Recent technical analysis has identified a cup and handle pattern indicating significant bullish signs.
In an analysis shared on TradingView on June 21, crypto trading experts highlighted a giant cup and handle pattern on Bitcoin’s one-week time frame chart.
This pattern, which started forming at the peak of the previous bull cycle, is a bullish continuation signal suggesting potential price increases.
Despite this signs, the cup and handle pattern seems to be ignored by lots of traders shorting the market. Currently, Bitcoin is in the handle phase of the cup and handle pattern, which is characterized by a downward channel.
The analyst emphasized the importance of determining which moving average (MA) period will provide support: the 1-day MA200 (1D MA200) or the 1-week MA50 (1W MA50).
The 1D MA200 offered early support during the current bull cycle and was a strong rebound point in early March.
Meanwhile, the 1W MA50 has consistently been a reliable support level since a breakout in mid-March 2023, with prices nearing this MA in mid-September 2023.
The cup portion of the cup and handle pattern formed from early 2022 to mid-2023, followed by the handle forming through a descending channel into 2024.
See Also: Massive Bitcoin Whales Transactions
Bitcoin’s Next Target After The Cup and Handle Pattern
An important aspect of this analysis is the projected percentage increase following the handle’s completion.

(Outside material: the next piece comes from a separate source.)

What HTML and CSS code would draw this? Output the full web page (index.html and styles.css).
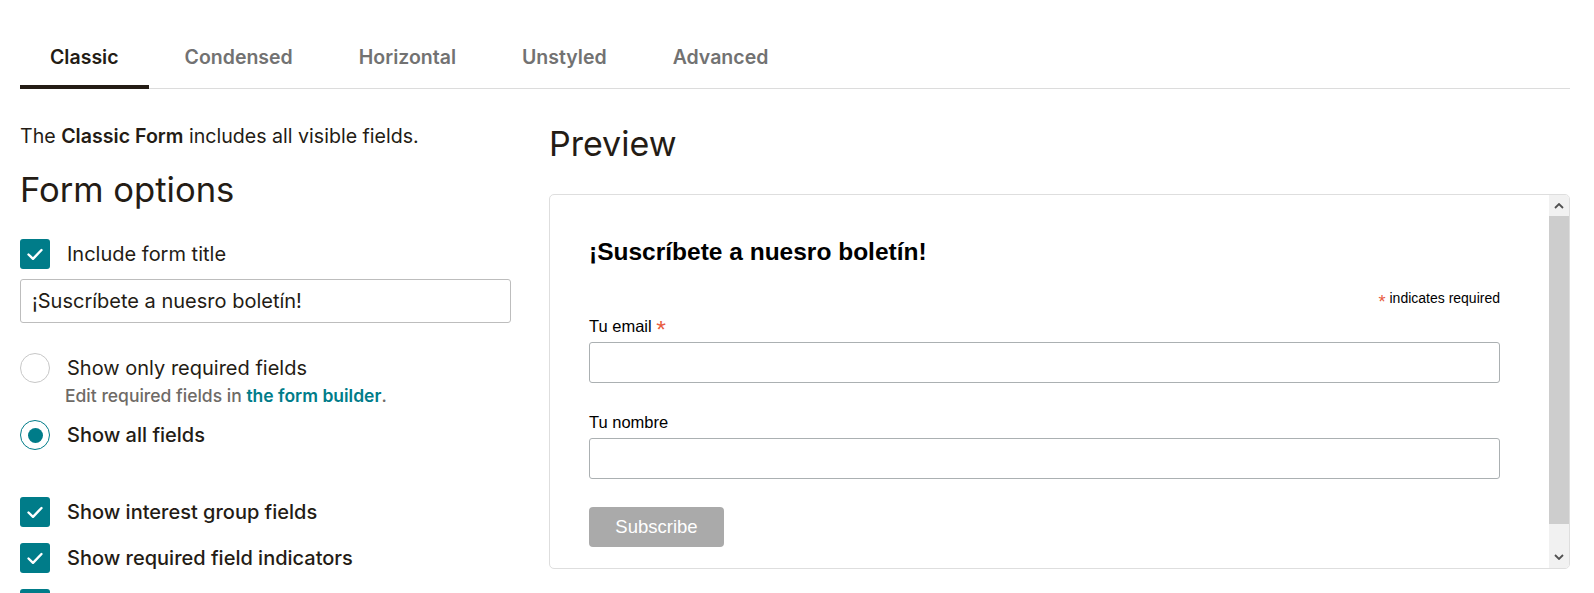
FILE: index.html
```html
<!DOCTYPE html>
<html lang="en">
<head>
<meta charset="utf-8">
<title>Signup form</title>
<link rel="stylesheet" href="styles.css">
</head>
<body>
<div class="page">
  <nav class="tabs">
    <a class="tab active">Classic</a>
    <a class="tab">Condensed</a>
    <a class="tab">Horizontal</a>
    <a class="tab">Unstyled</a>
    <a class="tab">Advanced</a>
  </nav>
  <div class="layout">
    <section class="options">
      <p class="intro">The <strong>Classic Form</strong> includes all visible fields.</p>
      <h2 class="heading">Form options</h2>
      <label class="row">
        <span class="checkbox"><svg viewBox="0 0 30 30" width="30" height="30"><polyline points="8.5,15.5 13,19.8 21.5,11" fill="none" stroke="#fff" stroke-width="2.4" stroke-linecap="round" stroke-linejoin="round"/></svg></span>
        <span class="label">Include form title</span>
      </label>
      <input class="title-input" type="text" value="¡Suscríbete a nuesro boletín!">
      <div class="radio-group">
        <label class="row">
          <span class="radio"></span>
          <span class="label">Show only required fields</span>
        </label>
        <p class="hint">Edit required fields in <a class="link">the form builder</a>.</p>
        <label class="row row-second">
          <span class="radio checked"><span class="dot"></span></span>
          <span class="label medium">Show all fields</span>
        </label>
      </div>
      <div class="checks">
        <label class="row">
          <span class="checkbox"><svg viewBox="0 0 30 30" width="30" height="30"><polyline points="8.5,15.5 13,19.8 21.5,11" fill="none" stroke="#fff" stroke-width="2.4" stroke-linecap="round" stroke-linejoin="round"/></svg></span>
          <span class="label medium">Show interest group fields</span>
        </label>
        <label class="row">
          <span class="checkbox"><svg viewBox="0 0 30 30" width="30" height="30"><polyline points="8.5,15.5 13,19.8 21.5,11" fill="none" stroke="#fff" stroke-width="2.4" stroke-linecap="round" stroke-linejoin="round"/></svg></span>
          <span class="label medium">Show required field indicators</span>
        </label>
        <div class="row">
          <span class="checkbox"><svg viewBox="0 0 30 30" width="30" height="30"><polyline points="8.5,15.5 13,19.8 21.5,11" fill="none" stroke="#fff" stroke-width="2.4" stroke-linecap="round" stroke-linejoin="round"/></svg></span>
        </div>
      </div>
    </section>
    <section class="preview">
      <h2 class="heading">Preview</h2>
      <div class="frame">
        <div class="frame-body">
          <h2 class="mc-title">¡Suscríbete a nuesro boletín!</h2>
          <div class="indicates"><span class="asterisk">*</span> indicates required</div>
          <div class="field first">
            <label class="mc-label">Tu email <span class="asterisk">*</span></label>
            <input class="mc-input" type="email">
          </div>
          <div class="field">
            <label class="mc-label">Tu nombre</label>
            <input class="mc-input" type="text">
          </div>
          <button class="mc-button" type="button">Subscribe</button>
        </div>
        <div class="scrollbar">
          <div class="sb-up"><svg viewBox="0 0 10 6" width="10" height="6"><polyline points="1,5 5,1 9,5" fill="none" stroke="#505050" stroke-width="1.8"/></svg></div>
          <div class="sb-thumb"></div>
          <div class="sb-down"><svg viewBox="0 0 10 6" width="10" height="6"><polyline points="1,1 5,5 9,1" fill="none" stroke="#505050" stroke-width="1.8"/></svg></div>
        </div>
      </div>
    </section>
  </div>
</div>
</body>
</html>
```
FILE: styles.css
```css
html { overflow: hidden; }
body {
  margin: 0;
  background: #fff;
  color: #241c15;
  font-family: Inter, "Liberation Sans", sans-serif;
}
.page {
  padding: 45px 24px 0 20px;
}
.tabs {
  display: flex;
  gap: 6px;
  border-bottom: 1px solid #dcdcdc;
}
.tab {
  display: block;
  padding: 0 30px 16px;
  font-size: 19.5px;
  line-height: 24px;
  font-weight: 600;
  color: #727272;
  border-bottom: 4px solid transparent;
  margin-bottom: -1px;
}
.tab.active {
  color: #241c15;
  border-bottom-color: #241c15;
}
.layout {
  display: grid;
  grid-template-columns: 491px 1fr;
  column-gap: 38px;
}
.options { padding-top: 33px; }
.preview { padding-top: 35px; }
.intro {
  margin: 0;
  font-size: 19.6px;
  line-height: 28px;
}
.intro strong { font-weight: 600; }
.heading {
  margin: 0;
  font-size: 34px;
  line-height: 40px;
  font-weight: 400;
}
.options .heading { margin-top: 19px; font-size: 34.6px; }
.row {
  display: flex;
  align-items: center;
  gap: 17px;
  height: 30px;
  font-size: 20px;
}
.options .heading + .row { margin-top: 30px; }
.label { line-height: 30px; }
.label.medium { font-weight: 500; }
.checkbox {
  width: 30px;
  height: 30px;
  flex: none;
  background: #007c89;
  border-radius: 3px;
  display: block;
}
.checkbox svg { display: block; }
.title-input {
  display: block;
  box-sizing: border-box;
  width: 100%;
  height: 44px;
  margin: 10px 0 0;
  padding: 0 11px;
  border: 1px solid #bdbdbd;
  border-radius: 3px;
  font-family: Inter, "Liberation Sans", sans-serif;
  font-size: 20px;
  color: #241c15;
  outline: none;
}
.radio-group { margin-top: 30px; }
.radio {
  width: 30px;
  height: 30px;
  flex: none;
  box-sizing: border-box;
  border: 1.5px solid #c7c7c7;
  border-radius: 50%;
  display: flex;
  align-items: center;
  justify-content: center;
}
.radio.checked { border-color: #007c89; }
.dot {
  width: 15px;
  height: 15px;
  border-radius: 50%;
  background: #007c89;
}
.hint {
  margin: 1px 0 0;
  padding-left: 45px;
  font-size: 17.5px;
  line-height: 24px;
  font-weight: 500;
  color: #6e6a66;
}
.link { color: #007c89; font-weight: 600; }
.row-second { margin-top: 12px; }
.checks {
  margin-top: 47px;
  display: flex;
  flex-direction: column;
  gap: 16px;
}
.frame {
  margin-top: 30px;
  height: 375px;
  box-sizing: border-box;
  border: 1px solid #dedede;
  border-radius: 5px;
  display: flex;
  overflow: hidden;
}
.frame-body {
  flex: 1;
  padding: 43px 49px 0 39px;
  font-family: "Liberation Sans", Arial, sans-serif;
  color: #000;
}
.mc-title {
  margin: 0;
  font-size: 24.5px;
  line-height: 28px;
  font-weight: 700;
}
.indicates {
  margin-top: 23px;
  text-align: right;
  font-size: 14px;
  line-height: 18px;
}
.asterisk {
  color: #e85c41;
  font-size: 150%;
  line-height: 0;
  position: relative;
  top: 6px;
}
.indicates .asterisk { top: 5px; font-size: 130%; }
.field { margin-top: 29px; }
.field.first { margin-top: 9px; }
.mc-label {
  display: block;
  font-size: 16.5px;
  line-height: 20px;
  margin-bottom: 6px;
}
.mc-input {
  display: block;
  box-sizing: border-box;
  width: 100%;
  height: 41px;
  margin: 0;
  border: 1px solid #abb0b2;
  border-radius: 3px;
  background: #fff;
  outline: none;
}
.mc-button {
  display: block;
  margin-top: 28px;
  width: 135px;
  height: 40px;
  border: 0;
  border-radius: 4px;
  background: #aaa;
  color: #fff;
  font-family: "Liberation Sans", Arial, sans-serif;
  font-size: 18.5px;
  padding: 0;
}
.scrollbar {
  width: 20px;
  flex: none;
  display: flex;
  flex-direction: column;
  background: #f1f1f1;
}
.sb-up {
  height: 21px;
  display: flex;
  align-items: center;
  justify-content: center;
}
.sb-thumb {
  height: 308px;
  background: #cdcdcd;
}
.sb-down {
  flex: 1;
  display: flex;
  align-items: flex-end;
  justify-content: center;
  padding-bottom: 8px;
}
.sb-up svg, .sb-down svg { display: block; }
```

Since the bear cycle bottomed in November 2022, Bitcoin has experienced three upward movements, each ranging between +91% to +99%. These expansion legs have been slightly shorter, decreasing by about 4% to 5% each time.
Assuming the 1D MA200 holds as support and the handle completes at this level, analysts predicts that the next upward move could drive Bitcoin to the $100,000 – $110,000 range. This target represents a potential 70% increase from current levels.
Despite the optimistic price forecast, Bitcoin faces challenges in overcoming short-term bearish conditions.
Bitcoin is under pressure to maintain the $60,000 support level amidst prevailing fear, uncertainty, and doubt (FUD) in the market.
On-chain analysis platform Santiment highlighted that Bitcoin has been experiencing significant FUD on social media, indicating that investors are scared of a possible dump.
Additionally, Bitcoin is affected by continuous outflows from US spot exchange-traded funds (ETF). On June 20, it was reported that ETFs had net outflows for the fifth consecutive day, totaling $900 million.
As of the time of reporting, Bitcoin was trading at $63,940, reflecting a decline of over 2% in the last 24 hours. On a weekly basis, Bitcoin is down 4.3%.
Throughout the past week, Bitcoin has experienced a general price decline and notable volatility, struggling to maintain higher levels. It has encountered resistance around $65,000 and found support around $63,000.